> **Problem description**: Copy out every line in the entries below that includes "React".
::: Listing :::
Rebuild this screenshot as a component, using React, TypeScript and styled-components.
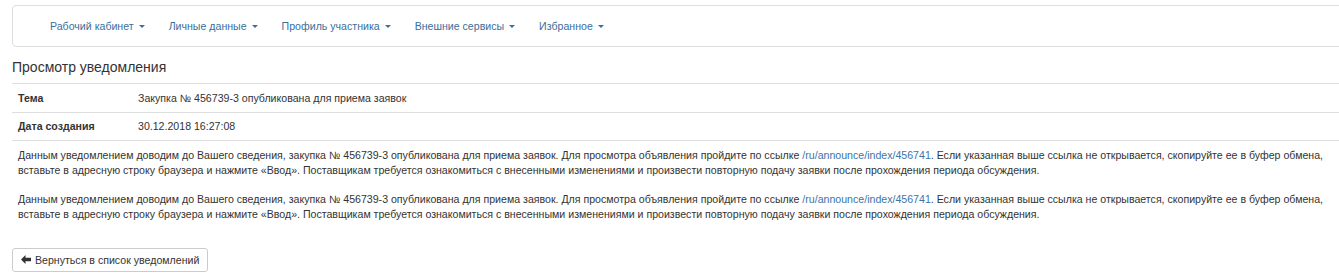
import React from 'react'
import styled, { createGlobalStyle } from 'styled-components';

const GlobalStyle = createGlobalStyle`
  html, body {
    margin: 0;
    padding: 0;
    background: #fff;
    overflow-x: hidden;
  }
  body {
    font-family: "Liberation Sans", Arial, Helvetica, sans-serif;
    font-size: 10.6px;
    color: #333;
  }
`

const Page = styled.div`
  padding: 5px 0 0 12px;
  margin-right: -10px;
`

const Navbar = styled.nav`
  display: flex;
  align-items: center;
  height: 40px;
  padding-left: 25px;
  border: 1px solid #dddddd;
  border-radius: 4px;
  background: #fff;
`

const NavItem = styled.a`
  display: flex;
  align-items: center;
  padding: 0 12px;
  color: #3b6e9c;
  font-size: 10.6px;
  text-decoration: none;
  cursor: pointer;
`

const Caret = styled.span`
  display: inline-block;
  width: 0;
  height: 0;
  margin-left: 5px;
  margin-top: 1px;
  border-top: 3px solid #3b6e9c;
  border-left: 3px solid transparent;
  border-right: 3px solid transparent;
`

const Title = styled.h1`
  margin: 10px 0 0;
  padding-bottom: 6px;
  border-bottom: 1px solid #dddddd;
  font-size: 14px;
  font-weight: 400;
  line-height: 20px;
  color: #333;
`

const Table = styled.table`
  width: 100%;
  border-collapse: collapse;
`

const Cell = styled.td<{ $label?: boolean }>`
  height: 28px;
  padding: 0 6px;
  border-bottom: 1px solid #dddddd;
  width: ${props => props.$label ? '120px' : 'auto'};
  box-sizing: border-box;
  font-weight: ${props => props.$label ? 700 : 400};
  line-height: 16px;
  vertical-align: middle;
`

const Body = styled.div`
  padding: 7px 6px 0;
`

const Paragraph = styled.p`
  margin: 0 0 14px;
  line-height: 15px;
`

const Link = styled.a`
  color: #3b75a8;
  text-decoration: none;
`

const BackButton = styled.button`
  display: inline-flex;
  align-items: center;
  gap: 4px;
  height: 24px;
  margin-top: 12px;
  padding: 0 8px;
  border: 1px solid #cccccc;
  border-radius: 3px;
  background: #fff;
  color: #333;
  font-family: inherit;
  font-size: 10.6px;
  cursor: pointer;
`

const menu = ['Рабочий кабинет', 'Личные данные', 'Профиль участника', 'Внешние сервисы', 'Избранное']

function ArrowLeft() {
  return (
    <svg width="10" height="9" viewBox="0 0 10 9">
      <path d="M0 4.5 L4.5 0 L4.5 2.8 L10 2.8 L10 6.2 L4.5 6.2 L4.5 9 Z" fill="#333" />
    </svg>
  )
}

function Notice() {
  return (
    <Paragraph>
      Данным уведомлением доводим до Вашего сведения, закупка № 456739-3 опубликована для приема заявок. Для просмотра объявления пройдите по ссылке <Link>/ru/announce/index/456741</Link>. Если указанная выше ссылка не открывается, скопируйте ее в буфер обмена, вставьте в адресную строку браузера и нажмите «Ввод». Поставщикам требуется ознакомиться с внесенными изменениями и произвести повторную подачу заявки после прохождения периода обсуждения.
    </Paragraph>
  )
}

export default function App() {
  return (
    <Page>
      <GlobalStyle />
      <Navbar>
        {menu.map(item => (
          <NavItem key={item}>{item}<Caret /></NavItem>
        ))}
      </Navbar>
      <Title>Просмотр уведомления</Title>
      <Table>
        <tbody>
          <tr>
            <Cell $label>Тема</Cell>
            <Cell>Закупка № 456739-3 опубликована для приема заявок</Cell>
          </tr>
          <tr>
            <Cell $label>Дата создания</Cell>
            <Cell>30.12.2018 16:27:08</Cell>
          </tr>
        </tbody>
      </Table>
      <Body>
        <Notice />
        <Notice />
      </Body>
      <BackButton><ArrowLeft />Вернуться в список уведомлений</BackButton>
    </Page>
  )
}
:::
::: Listing :::
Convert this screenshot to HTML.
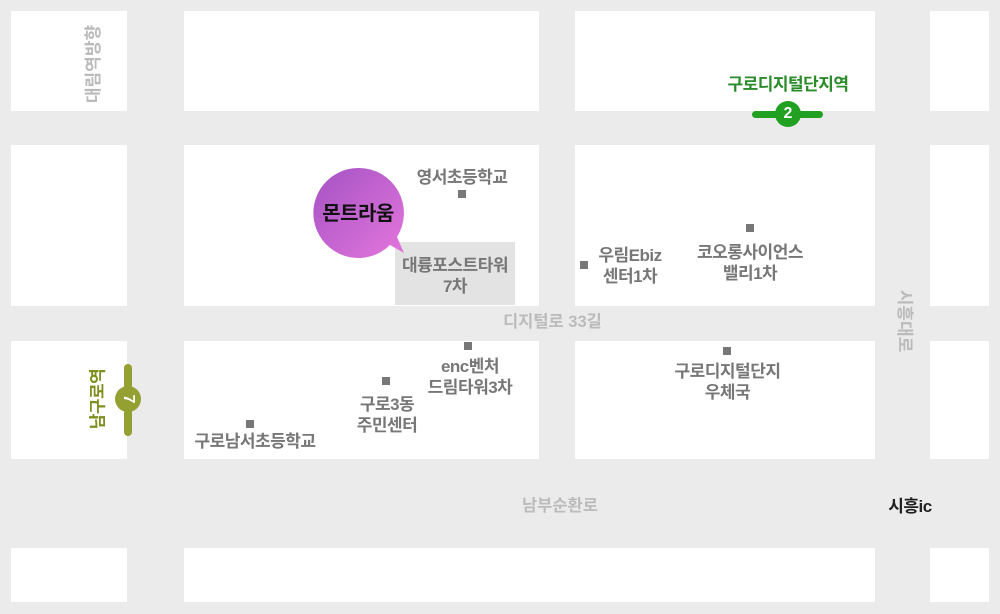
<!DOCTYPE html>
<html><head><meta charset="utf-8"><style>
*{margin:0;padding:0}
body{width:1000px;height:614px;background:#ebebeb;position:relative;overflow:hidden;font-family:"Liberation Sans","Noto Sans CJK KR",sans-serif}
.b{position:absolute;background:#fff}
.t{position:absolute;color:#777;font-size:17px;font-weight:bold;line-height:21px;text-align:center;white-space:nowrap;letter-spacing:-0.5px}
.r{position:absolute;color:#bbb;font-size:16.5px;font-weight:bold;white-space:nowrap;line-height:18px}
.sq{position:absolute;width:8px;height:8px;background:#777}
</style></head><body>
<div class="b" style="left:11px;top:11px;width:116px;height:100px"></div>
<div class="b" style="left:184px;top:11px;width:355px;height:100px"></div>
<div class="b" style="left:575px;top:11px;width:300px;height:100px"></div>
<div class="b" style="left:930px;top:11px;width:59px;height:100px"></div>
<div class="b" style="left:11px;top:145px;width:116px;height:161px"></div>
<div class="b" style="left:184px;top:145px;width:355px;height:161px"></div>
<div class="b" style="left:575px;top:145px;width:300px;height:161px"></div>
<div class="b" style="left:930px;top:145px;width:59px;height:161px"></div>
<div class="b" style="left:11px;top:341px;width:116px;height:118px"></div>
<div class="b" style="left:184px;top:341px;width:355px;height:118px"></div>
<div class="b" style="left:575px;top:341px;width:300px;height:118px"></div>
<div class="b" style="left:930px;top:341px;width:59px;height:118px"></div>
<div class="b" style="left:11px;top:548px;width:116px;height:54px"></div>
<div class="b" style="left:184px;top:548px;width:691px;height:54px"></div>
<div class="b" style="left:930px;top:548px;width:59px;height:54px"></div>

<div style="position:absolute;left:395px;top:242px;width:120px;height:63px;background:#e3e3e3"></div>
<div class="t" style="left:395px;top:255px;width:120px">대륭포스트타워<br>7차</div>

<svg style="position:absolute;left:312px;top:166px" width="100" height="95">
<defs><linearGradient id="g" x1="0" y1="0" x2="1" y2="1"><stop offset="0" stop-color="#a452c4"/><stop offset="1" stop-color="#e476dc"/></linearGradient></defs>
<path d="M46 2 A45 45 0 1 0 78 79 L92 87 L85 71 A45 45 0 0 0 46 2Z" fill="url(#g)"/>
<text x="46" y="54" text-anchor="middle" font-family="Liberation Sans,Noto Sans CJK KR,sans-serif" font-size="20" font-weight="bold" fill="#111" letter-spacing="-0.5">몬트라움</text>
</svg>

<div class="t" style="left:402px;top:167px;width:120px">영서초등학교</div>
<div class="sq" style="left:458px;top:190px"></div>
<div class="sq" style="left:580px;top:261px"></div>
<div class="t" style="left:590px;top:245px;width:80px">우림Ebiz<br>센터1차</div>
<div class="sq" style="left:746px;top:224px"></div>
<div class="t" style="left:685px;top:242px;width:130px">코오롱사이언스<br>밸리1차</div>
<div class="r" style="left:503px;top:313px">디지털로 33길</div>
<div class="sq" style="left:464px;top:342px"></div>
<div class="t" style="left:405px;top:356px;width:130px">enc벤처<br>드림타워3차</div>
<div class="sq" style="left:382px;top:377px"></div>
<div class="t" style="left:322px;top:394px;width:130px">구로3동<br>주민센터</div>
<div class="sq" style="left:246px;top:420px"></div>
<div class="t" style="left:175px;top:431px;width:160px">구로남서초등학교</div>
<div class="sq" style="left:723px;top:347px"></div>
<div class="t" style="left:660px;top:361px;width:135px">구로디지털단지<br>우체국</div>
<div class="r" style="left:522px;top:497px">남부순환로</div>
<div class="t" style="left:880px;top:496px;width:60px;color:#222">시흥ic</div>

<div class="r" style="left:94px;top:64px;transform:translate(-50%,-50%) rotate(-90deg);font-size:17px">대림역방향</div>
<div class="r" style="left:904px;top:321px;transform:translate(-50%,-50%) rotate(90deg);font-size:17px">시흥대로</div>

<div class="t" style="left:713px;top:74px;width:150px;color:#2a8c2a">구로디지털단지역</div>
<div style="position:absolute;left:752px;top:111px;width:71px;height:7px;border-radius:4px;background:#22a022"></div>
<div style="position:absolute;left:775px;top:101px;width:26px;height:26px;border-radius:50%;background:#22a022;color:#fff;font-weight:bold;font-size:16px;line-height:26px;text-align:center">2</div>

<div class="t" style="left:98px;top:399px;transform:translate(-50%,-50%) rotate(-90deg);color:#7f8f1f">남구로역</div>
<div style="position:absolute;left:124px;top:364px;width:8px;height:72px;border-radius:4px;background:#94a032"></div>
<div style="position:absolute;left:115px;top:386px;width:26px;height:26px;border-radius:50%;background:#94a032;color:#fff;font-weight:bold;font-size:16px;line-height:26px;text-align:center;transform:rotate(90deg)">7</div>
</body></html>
:::
> **Task result**:
Rebuild this screenshot as a component, using React, TypeScript and styled-components.
import React from 'react'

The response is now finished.